The journey from there to here

Our community recently voted in an Economic Development Corporation, four short years after voting out a previous failed EDC. The corporation will pull an extra half cent sales tax from the pockets of shoppers in our community to give to corporations and industries to locate here, under the premise that they will bring jobs to our community.

I believe that job creation should not be the responsibility of the government, but of individuals. While such programs superficially work, they bring in only companies that are economically dependent on entitlements, and as bad as entitlements are for individuals, they are WORSE for corporations.

You see, when a corporation is publicly financed, it is not vested in its own success. The money it stands to lose is not its OWN money, and therefore fiscally sound policies are rarely, if ever, significant in the business plans. If you or I take money from our own pockets and invest in our business, however, we are vested in our own success. Failure to us means a personal loss, and knowing this causes us to work harder and more efficiently. Very few people are fiscally responsible with other people's money.

In short, corporate welfare is bad for the same reason that individual welfare is bad. It robs the corporation of incentive for success and is a pretty sure recipe for failure. A look at businesses funded by EDC's throughout the country shows a track record of few successes, but mostly of failures...and many of the successes are short term successes that terminate once their rich uncle quits ponying up for their operating expenses.


Comments
on Dec 09, 2005
What probably started out as offers for tax breaks and other perks to lure business to their area, cities are becoming (not so) silent partners in business in general. I think that the perks do well to reinvigorate blighted areas, but in areas where business is doing well, government perks to lure in other businesses do little more than create competition for existing business. Competition they can't possibly compete with... because of the perks.
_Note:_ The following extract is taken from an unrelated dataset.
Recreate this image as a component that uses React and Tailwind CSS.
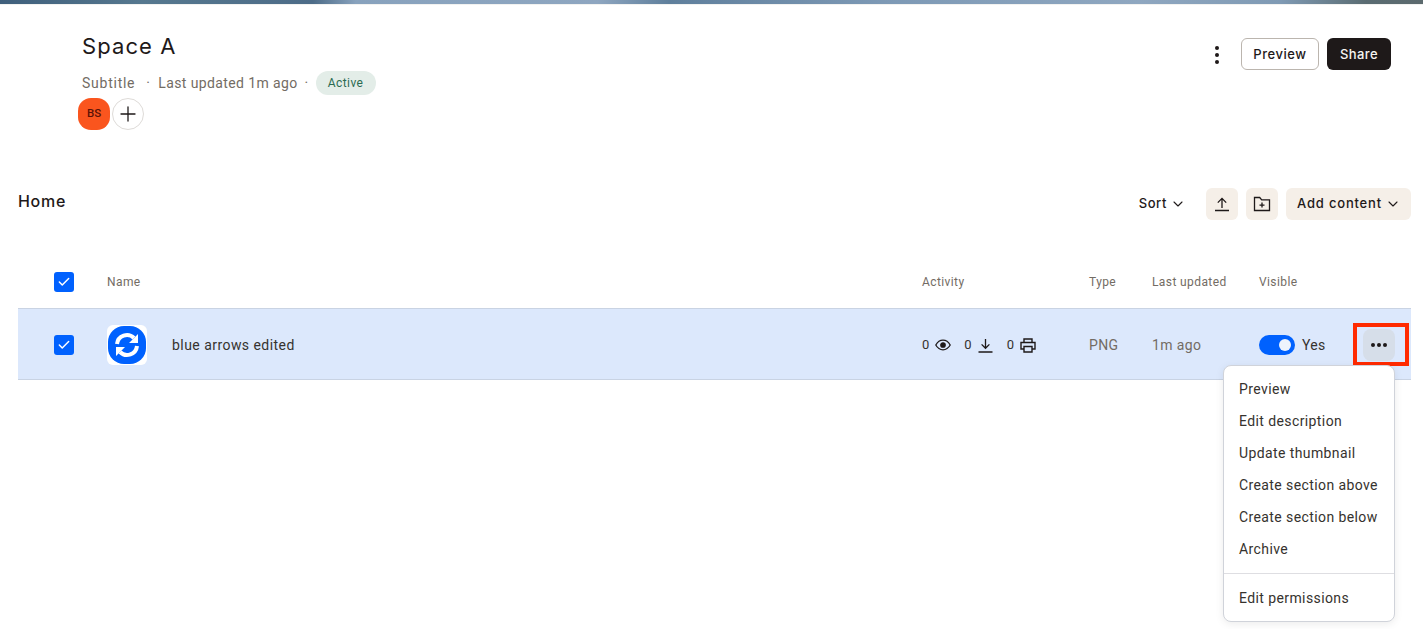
import React from "react";
import { ChevronDown, Check, Plus } from "lucide-react";

const sans = "font-['Roboto','Liberation_Sans',sans-serif]";
const display = "font-['Inter','Liberation_Sans',sans-serif]";
const gridCols = "grid grid-cols-[89px_815px_167px_63px_107px_152px] items-center";
const menuItems = [
  "Preview",
  "Edit description",
  "Update thumbnail",
  "Create section above",
  "Create section below",
  "Archive",
];

const CheckBox = () => (
  <div className="ml-[36px] flex h-5 w-5 items-center justify-center rounded-[3px] bg-[#0061fe]">
    <Check className="h-[14px] w-[14px] text-white" strokeWidth={2.5} />
  </div>
);

const UploadIcon = () => (
  <svg width="16" height="16" viewBox="0 0 16 16" fill="none" stroke="#1e1919" strokeWidth="1.3">
    <path d="M8 12V2.5M3.8 6.6 8 2.4l4.2 4.2M1 14.5h14" />
  </svg>
);

const FolderIcon = () => (
  <svg width="18" height="16" viewBox="0 0 18 16" fill="none" stroke="#1e1919" strokeWidth="1.3">
    <path d="M1.5 1.5h5.2l2 2.4h7.8v10.6H1.5zM9 6.6v5M6.5 9.1h5" />
  </svg>
);

const EyeIcon = () => (
  <svg width="16" height="12" viewBox="0 0 16 12" fill="none" stroke="#1e1919" strokeWidth="1.3">
    <path d="M.8 6C2.6 2.8 5 1.2 8 1.2s5.4 1.6 7.2 4.8C13.4 9.2 11 10.8 8 10.8S2.6 9.2.8 6z" />
    <circle cx="8" cy="6" r="2.2" fill="#1e1919" />
  </svg>
);

const DownloadIcon = () => (
  <svg width="15" height="15" viewBox="0 0 15 15" fill="none" stroke="#1e1919" strokeWidth="1.3">
    <path d="M7.5 1v9M3.6 6.4l3.9 3.9 3.9-3.9M.5 14h14" />
  </svg>
);

const PrintIcon = () => (
  <svg width="16" height="15" viewBox="0 0 16 15" fill="none" stroke="#1e1919" strokeWidth="1.4">
    <path d="M4 4.5V1h8v3.5M4 11H1V4.5h14V11h-3M4 8.5h8V14H4z" />
  </svg>
);

const App = () => {
  return (
    <div className={`relative h-[629px] w-[1423px] overflow-hidden bg-white ${sans}`}>
      {/* banner strip */}
      <div className="h-1 bg-[linear-gradient(90deg,#3f5f7c_0%,#56788f_10%,#4d6c88_22%,#88a2bd_25%,#8ea6c0_42%,#5f7f9c_47%,#7d99b5_62%,#8fa7c0_80%,#7f9ab4_90%,#5a6c72_96%,#5c6a6e_100%)]" />
      <div className="h-px bg-[#f2f2f0]" />

      {/* header */}
      <div className="flex items-start justify-between pl-[78px] pr-[32px] pt-[27px]">
        <div>
          <h1 className={`pl-[4px] text-[22px] leading-[28px] tracking-[1.1px] text-[#1e1919] ${display}`}>Space A</h1>
          <div className="mt-[11px] flex h-[24px] items-center pl-[4px] text-[14px] tracking-[0.38px] text-[#736c64]">
            <span className="tracking-[0.75px]">Subtitle</span>
            <span className="ml-[11px]">·</span>
            <span className="ml-[8px]">Last updated 1m ago</span>
            <span className="ml-[7px]">·</span>
            <span className="ml-[7px] flex h-[24px] w-[60px] items-center justify-center rounded-full bg-[#e3ede8] text-[12px] tracking-[0.4px] text-[#2b6b52]">
              Active
            </span>
          </div>
          <div className="mt-[3px] flex items-center gap-[2px]">
            <div className="flex h-8 w-8 items-center justify-center rounded-[13px] bg-[#fa551e] text-[11.5px] font-medium text-[#5a1208]">
              BS
            </div>
            <div className="flex h-8 w-8 items-center justify-center rounded-full border border-[#dedbd8]">
              <Plus className="h-6 w-6 text-[#1e1919]" strokeWidth={1.3} />
            </div>
          </div>
        </div>
        <div className={`mt-[6px] flex items-center ${display}`}>
          <div className="mr-[22px] mt-[2px] flex flex-col gap-[3px]">
            <span className="h-1 w-1 rounded-full bg-[#1e1919]" />
            <span className="h-1 w-1 rounded-full bg-[#1e1919]" />
            <span className="h-1 w-1 rounded-full bg-[#1e1919]" />
          </div>
          <button className="h-8 w-[78px] rounded-[6px] border border-[#bbb5ae] pt-px text-[13px] font-medium tracking-[0.55px] text-[#1e1919]">
            Preview
          </button>
          <button className="ml-2 h-8 w-[64px] rounded-[6px] bg-[#1e1919] pt-px text-[13px] font-medium tracking-[0.4px] text-[#f7f5f2]">
            Share
          </button>
        </div>
      </div>

      {/* section title + actions */}
      <div className="mt-[58px] flex h-8 items-center justify-between pl-[18px] pr-[12px]">
        <h2 className={`mb-[6px] text-[16px] font-medium tracking-[0.7px] text-[#1e1919] ${display}`}>Home</h2>
        <div className={`flex items-center text-[13px] font-medium tracking-[0.8px] text-[#1e1919] ${display}`}>
          <span className="tracking-[0.6px]">Sort</span>
          <ChevronDown className="ml-[3px] h-4 w-4" strokeWidth={1.6} />
          <button className="ml-[20px] flex h-8 w-8 items-center justify-center rounded-[6px] bg-[#f5efe8]">
            <UploadIcon />
          </button>
          <button className="ml-2 flex h-8 w-8 items-center justify-center rounded-[6px] bg-[#f5efe8]">
            <FolderIcon />
          </button>
          <button className="ml-2 flex h-8 w-[125px] items-center justify-center gap-[3px] rounded-[6px] bg-[#f5efe8] pl-[1px]">
            Add content
            <ChevronDown className="h-4 w-4" strokeWidth={1.6} />
          </button>
        </div>
      </div>

      {/* table */}
      <div className="ml-[18px] w-[1393px]">
        <div className={`${gridCols} mt-[36px] h-[52px] text-[12px] tracking-[0.4px] text-[#736c64]`}>
          <CheckBox />
          <span>Name</span>
          <span>Activity</span>
          <span>Type</span>
          <span>Last updated</span>
          <span>Visible</span>
        </div>
        <div className={`${gridCols} h-[72px] border-y border-[#c9d3e3] bg-[#dce8fc] pt-[2px]`}>
          <CheckBox />
          <div className="flex items-center">
            <div className="flex h-10 w-10 items-center justify-center rounded-[6px] bg-white">
              <svg width="40" height="40" viewBox="0 0 40 40" fill="none">
                <rect x="1" y="1" width="38" height="38" rx="16" fill="#0061fe" />
                <path d="M10 19a10 10 0 0 1 17-6" stroke="white" strokeWidth="4" />
                <path d="M30 21a10 10 0 0 1-17 6" stroke="white" strokeWidth="4" />
                <path d="M31 9v9h-9zM9 31v-9h9z" fill="white" />
              </svg>
            </div>
            <span className="ml-[25px] text-[14px] tracking-[0.45px] text-[#36322e]">blue arrows edited</span>
          </div>
          <div className="flex items-center text-[13px] text-[#36322e]">
            <span>0</span>
            <span className="ml-[6px]"><EyeIcon /></span>
            <span className="ml-[13px]">0</span>
            <span className="ml-[6px] flex"><DownloadIcon /></span>
            <span className="ml-[14px]">0</span>
            <span className="ml-[6px] flex"><PrintIcon /></span>
          </div>
          <span className="text-[14px] tracking-[0.4px] text-[#736c64]">PNG</span>
          <span className="text-[14px] tracking-[0.4px] text-[#736c64]">1m ago</span>
          <div className="flex items-center">
            <div className="flex h-5 w-9 items-center justify-end rounded-full bg-[#0061fe] pr-[4px]">
              <span className="h-3 w-3 rounded-full bg-[#eef3fc]" />
            </div>
            <span className="ml-[7px] w-[29px] text-[14px] tracking-[0.3px] text-[#36322e]">Yes</span>
            <div className="ml-[32px] flex h-8 w-8 items-center justify-center gap-[2px] rounded-[8px] bg-[#d6dee9]">
              <span className="h-1 w-1 rounded-full bg-[#1e1919]" />
              <span className="h-1 w-1 rounded-full bg-[#1e1919]" />
              <span className="h-1 w-1 rounded-full bg-[#1e1919]" />
            </div>
          </div>
        </div>
      </div>

      {/* red annotation */}
      <div className="absolute left-[1353px] top-[323px] h-[43px] w-[56px] border-4 border-[#ff2a00]" />

      {/* dropdown menu */}
      <div className="absolute left-[1223px] top-[365px] h-[257px] w-[172px] rounded-[8px] border border-[#d0d3da] bg-white pt-[7px] text-[14px] tracking-[0.4px] text-[#36322e] shadow-[0_2px_8px_rgba(0,0,0,0.08)]">
        {menuItems.map((item) => (
          <div key={item} className="flex h-8 items-center pl-[15px]">
            {item}
          </div>
        ))}
        <div className="mt-2 h-px bg-[#dedee2]" />
        <div className="mt-2 flex h-8 items-center pl-[15px]">Edit permissions</div>
      </div>
    </div>
  );
};

export default App;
Creating jobs isn't the job of local government, but city planning is. All too often it is the local government involvement in investments that lead to the blight.
on Dec 09, 2005

Creating jobs isn't the job of local government, but city planning is. All too often it is the local government involvement in investments that lead to the blight.

Nail on the head award, Ted. I'm not against tax breaks for businesses, provided those tax breaks are applied to ALL businesses in that industry, including those that already exist within the community. They can have a purpose when used responsibly. But there is a fine line between incentives for development and corporate welfare. And corporate welfare should be avoided at all costs.

on Dec 09, 2005
I agree with you in principal, but not totally.  Even tho some of the money is not theirs, the majority still is, so most are vested in the idea of suceeding.  Of course the bigger the plum, the less incentive.  Most of the Government money usually comes in tax breaks that are fazed out over time.  And that is not a bad idea actually.  It does teach local governments that the less tax, the more enterprise.  It just never translates to a national level.